История была нелепая, но не особенно трагическая. Начальство Виленской тюрьмы довольно либерально относилось к заключенным. По вечерам им разрешалось собираться в одну камеру, где они слушали вдохновенные импровизации Мицкевича. А он в тюрьме вырос, возмужал и через полгода вышел из нее еще более пламенным патриотом, чем вошел. Несмотря на то, что во главе следственной комиссии стоял Аракчеев, приговор был мягкий. Троих, считавшихся вождями, сослали в Оренбург, 17 человек, среди которых был и Мицкевич, послали в Россию и определили в чиновники. Остальных выпустили на свободу. Это было при Александре. В следующее царствование кружок московских студентов, среди которых был и Герцен, дороже поплатился за вольные разговоры.

Осенью 1824 года, когда Пушкин уже был в Михайловском, Мицкевича через Петербург отправили на службу в Одессу. Никак не мог граф Воронцов избавиться от поэтов. Но у Мицкевича никаких недоразумений с ним не вышло, тем более что он попал не в его канцелярию, а преподавателем в Лицей. Через год его перевели в Москву. Останься он в Петербурге, он мог бы быть замешан в дело 14 декабря, так как был знаком с Рылеевым и Бестужевым.

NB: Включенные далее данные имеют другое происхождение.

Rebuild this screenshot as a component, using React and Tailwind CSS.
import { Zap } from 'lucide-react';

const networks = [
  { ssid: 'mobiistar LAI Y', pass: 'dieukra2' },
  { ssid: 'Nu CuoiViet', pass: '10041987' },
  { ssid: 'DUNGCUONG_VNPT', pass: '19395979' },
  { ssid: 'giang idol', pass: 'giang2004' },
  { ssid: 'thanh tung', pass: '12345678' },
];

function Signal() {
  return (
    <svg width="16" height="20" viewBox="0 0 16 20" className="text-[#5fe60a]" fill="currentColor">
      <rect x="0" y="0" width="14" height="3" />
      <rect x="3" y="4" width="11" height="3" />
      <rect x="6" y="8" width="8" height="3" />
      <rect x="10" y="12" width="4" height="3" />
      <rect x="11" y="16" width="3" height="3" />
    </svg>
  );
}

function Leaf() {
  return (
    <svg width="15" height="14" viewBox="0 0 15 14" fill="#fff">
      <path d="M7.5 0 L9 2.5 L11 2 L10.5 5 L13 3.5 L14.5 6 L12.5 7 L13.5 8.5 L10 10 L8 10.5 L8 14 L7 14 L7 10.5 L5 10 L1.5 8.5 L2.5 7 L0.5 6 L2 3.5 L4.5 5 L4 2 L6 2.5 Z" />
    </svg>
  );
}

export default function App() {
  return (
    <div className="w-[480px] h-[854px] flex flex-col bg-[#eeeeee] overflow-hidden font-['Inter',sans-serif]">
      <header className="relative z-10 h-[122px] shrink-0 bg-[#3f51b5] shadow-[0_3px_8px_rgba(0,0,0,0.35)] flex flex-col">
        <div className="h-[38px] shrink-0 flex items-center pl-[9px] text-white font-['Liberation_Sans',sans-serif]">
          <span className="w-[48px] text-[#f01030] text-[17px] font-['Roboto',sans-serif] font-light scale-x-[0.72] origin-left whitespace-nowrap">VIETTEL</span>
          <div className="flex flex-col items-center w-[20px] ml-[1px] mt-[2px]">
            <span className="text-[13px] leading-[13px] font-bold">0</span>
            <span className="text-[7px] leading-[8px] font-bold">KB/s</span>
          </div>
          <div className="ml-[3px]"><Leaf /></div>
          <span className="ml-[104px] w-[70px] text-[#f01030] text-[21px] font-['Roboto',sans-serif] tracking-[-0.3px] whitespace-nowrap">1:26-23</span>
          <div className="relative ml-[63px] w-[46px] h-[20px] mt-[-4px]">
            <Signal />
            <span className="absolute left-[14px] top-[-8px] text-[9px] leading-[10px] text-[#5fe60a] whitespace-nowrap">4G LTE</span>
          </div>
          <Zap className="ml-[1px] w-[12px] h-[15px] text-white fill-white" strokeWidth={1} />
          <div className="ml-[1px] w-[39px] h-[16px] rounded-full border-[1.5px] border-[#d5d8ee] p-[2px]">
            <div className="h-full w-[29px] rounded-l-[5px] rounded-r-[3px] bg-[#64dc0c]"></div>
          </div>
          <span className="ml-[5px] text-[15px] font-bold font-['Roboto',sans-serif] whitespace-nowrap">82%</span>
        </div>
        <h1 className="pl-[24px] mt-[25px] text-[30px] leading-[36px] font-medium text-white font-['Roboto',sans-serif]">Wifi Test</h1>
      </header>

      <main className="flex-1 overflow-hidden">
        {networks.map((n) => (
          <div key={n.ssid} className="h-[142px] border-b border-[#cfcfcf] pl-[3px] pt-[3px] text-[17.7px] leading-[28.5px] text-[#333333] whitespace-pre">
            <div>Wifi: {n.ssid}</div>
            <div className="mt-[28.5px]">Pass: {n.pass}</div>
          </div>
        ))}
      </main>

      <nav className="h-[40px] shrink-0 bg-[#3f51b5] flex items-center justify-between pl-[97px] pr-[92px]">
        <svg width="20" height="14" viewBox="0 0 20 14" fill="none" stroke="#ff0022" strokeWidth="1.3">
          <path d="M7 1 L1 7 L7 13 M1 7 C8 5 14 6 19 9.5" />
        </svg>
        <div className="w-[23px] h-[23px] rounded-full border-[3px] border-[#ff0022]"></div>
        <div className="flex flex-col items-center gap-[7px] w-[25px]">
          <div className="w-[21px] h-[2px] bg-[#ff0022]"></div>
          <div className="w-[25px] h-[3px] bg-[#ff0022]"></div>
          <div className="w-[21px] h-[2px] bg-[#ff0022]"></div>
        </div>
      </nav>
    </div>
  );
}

Блуждания Мицкевича по России трудно назвать гонениями. В Одессе его приняли хорошо, служба была нетрудная. Он много разъезжал, подолгу живал у графа Олизара в Крыму, у него в Кардиатике написал свои прелестные «Крымские сонеты». В Москве Мицкевич был зачислен в канцелярию генерал-губернатора князя Д. Голицына. Светская и литературная Москва обласкала опального польского поэта, который настолько сблизился с русскими, что это тревожило, возмущало некоторых его польских друзей. С Москвы началась дружба поэта с княгиней Зинаидой Волконской, продолжавшаяся и в Риме, когда Мицкевич-эмигрант уже стал резко враждебен России.